• [GIVEN MATERIAL]:
## Begin
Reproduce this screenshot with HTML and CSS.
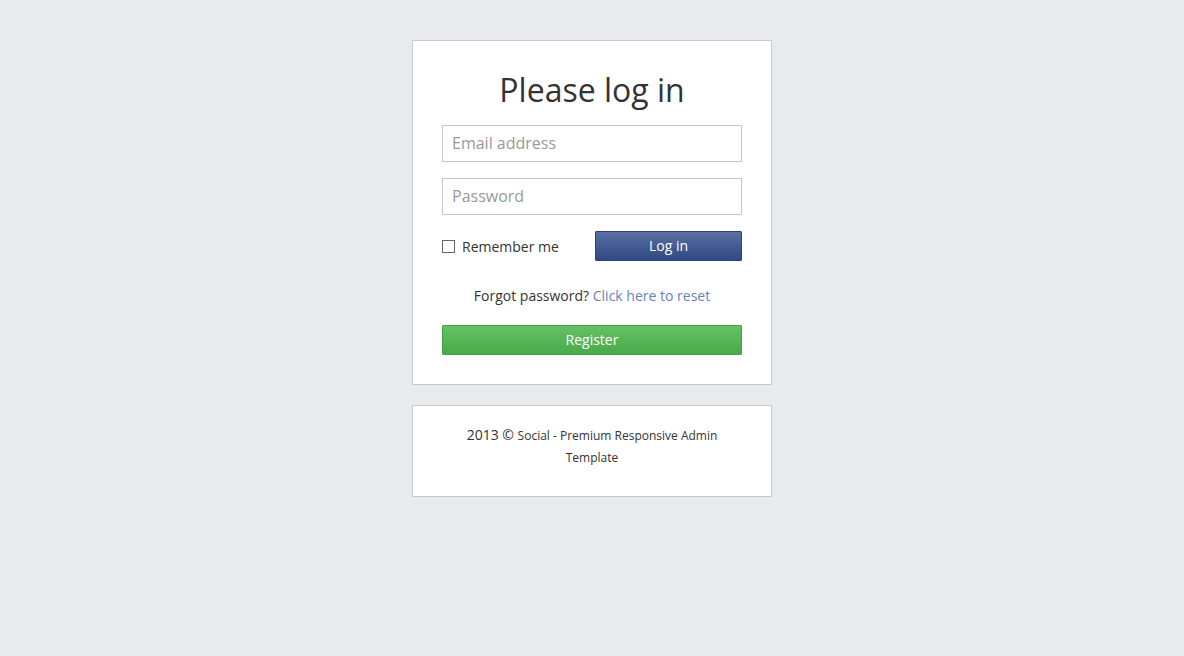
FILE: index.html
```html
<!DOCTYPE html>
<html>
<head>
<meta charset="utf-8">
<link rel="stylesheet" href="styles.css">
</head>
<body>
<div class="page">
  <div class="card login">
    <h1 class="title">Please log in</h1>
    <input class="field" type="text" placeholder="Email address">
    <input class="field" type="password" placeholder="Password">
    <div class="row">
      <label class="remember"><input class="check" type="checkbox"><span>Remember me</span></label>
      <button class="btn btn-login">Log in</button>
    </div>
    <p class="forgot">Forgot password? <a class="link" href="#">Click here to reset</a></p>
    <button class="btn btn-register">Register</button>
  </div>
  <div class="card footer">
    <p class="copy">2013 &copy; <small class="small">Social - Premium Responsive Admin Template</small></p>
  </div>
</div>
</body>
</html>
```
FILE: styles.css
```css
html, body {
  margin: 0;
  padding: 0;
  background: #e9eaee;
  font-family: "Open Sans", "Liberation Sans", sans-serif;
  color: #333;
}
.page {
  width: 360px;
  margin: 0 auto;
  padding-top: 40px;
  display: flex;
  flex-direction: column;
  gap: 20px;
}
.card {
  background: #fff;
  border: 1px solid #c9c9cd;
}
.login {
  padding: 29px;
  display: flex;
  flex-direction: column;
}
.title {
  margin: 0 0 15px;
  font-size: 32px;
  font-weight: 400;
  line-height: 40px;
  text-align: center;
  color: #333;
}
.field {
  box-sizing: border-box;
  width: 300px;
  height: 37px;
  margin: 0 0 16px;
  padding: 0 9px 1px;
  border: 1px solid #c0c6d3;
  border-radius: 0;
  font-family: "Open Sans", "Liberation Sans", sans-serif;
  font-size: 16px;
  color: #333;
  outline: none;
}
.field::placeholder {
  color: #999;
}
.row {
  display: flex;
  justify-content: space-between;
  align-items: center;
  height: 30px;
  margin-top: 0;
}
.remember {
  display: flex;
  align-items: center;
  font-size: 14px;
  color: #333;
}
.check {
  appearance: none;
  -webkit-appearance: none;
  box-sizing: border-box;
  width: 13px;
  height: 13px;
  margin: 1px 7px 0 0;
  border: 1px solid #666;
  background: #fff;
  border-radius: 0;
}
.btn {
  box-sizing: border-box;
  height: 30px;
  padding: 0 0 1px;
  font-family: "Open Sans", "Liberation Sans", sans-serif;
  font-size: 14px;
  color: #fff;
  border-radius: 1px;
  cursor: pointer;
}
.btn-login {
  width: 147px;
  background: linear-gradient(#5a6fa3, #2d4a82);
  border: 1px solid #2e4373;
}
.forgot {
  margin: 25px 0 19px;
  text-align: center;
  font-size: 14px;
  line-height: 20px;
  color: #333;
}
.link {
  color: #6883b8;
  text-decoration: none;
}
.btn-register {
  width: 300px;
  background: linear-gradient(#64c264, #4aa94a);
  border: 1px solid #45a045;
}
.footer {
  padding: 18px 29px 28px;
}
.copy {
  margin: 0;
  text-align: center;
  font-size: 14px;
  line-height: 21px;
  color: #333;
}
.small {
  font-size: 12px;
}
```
## End
• [AIM OF THE EXERCISE]: From the data above, write out everything exactly except the pictures.

• [WRITTEN RESPONSE]:
Reproduce this screenshot with HTML and CSS.
FILE: index.html
```html
<!DOCTYPE html>
<html>
<head>
<meta charset="utf-8">
<link rel="stylesheet" href="styles.css">
</head>
<body>
<div class="page">
  <div class="card login">
    <h1 class="title">Please log in</h1>
    <input class="field" type="text" placeholder="Email address">
    <input class="field" type="password" placeholder="Password">
    <div class="row">
      <label class="remember"><input class="check" type="checkbox"><span>Remember me</span></label>
      <button class="btn btn-login">Log in</button>
    </div>
    <p class="forgot">Forgot password? <a class="link" href="#">Click here to reset</a></p>
    <button class="btn btn-register">Register</button>
  </div>
  <div class="card footer">
    <p class="copy">2013 &copy; <small class="small">Social - Premium Responsive Admin Template</small></p>
  </div>
</div>
</body>
</html>
```
FILE: styles.css
```css
html, body {
  margin: 0;
  padding: 0;
  background: #e9eaee;
  font-family: "Open Sans", "Liberation Sans", sans-serif;
  color: #333;
}
.page {
  width: 360px;
  margin: 0 auto;
  padding-top: 40px;
  display: flex;
  flex-direction: column;
  gap: 20px;
}
.card {
  background: #fff;
  border: 1px solid #c9c9cd;
}
.login {
  padding: 29px;
  display: flex;
  flex-direction: column;
}
.title {
  margin: 0 0 15px;
  font-size: 32px;
  font-weight: 400;
  line-height: 40px;
  text-align: center;
  color: #333;
}
.field {
  box-sizing: border-box;
  width: 300px;
  height: 37px;
  margin: 0 0 16px;
  padding: 0 9px 1px;
  border: 1px solid #c0c6d3;
  border-radius: 0;
  font-family: "Open Sans", "Liberation Sans", sans-serif;
  font-size: 16px;
  color: #333;
  outline: none;
}
.field::placeholder {
  color: #999;
}
.row {
  display: flex;
  justify-content: space-between;
  align-items: center;
  height: 30px;
  margin-top: 0;
}
.remember {
  display: flex;
  align-items: center;
  font-size: 14px;
  color: #333;
}
.check {
  appearance: none;
  -webkit-appearance: none;
  box-sizing: border-box;
  width: 13px;
  height: 13px;
  margin: 1px 7px 0 0;
  border: 1px solid #666;
  background: #fff;
  border-radius: 0;
}
.btn {
  box-sizing: border-box;
  height: 30px;
  padding: 0 0 1px;
  font-family: "Open Sans", "Liberation Sans", sans-serif;
  font-size: 14px;
  color: #fff;
  border-radius: 1px;
  cursor: pointer;
}
.btn-login {
  width: 147px;
  background: linear-gradient(#5a6fa3, #2d4a82);
  border: 1px solid #2e4373;
}
.forgot {
  margin: 25px 0 19px;
  text-align: center;
  font-size: 14px;
  line-height: 20px;
  color: #333;
}
.link {
  color: #6883b8;
  text-decoration: none;
}
.btn-register {
  width: 300px;
  background: linear-gradient(#64c264, #4aa94a);
  border: 1px solid #45a045;
}
.footer {
  padding: 18px 29px 28px;
}
.copy {
  margin: 0;
  text-align: center;
  font-size: 14px;
  line-height: 21px;
  color: #333;
}
.small {
  font-size: 12px;
}
```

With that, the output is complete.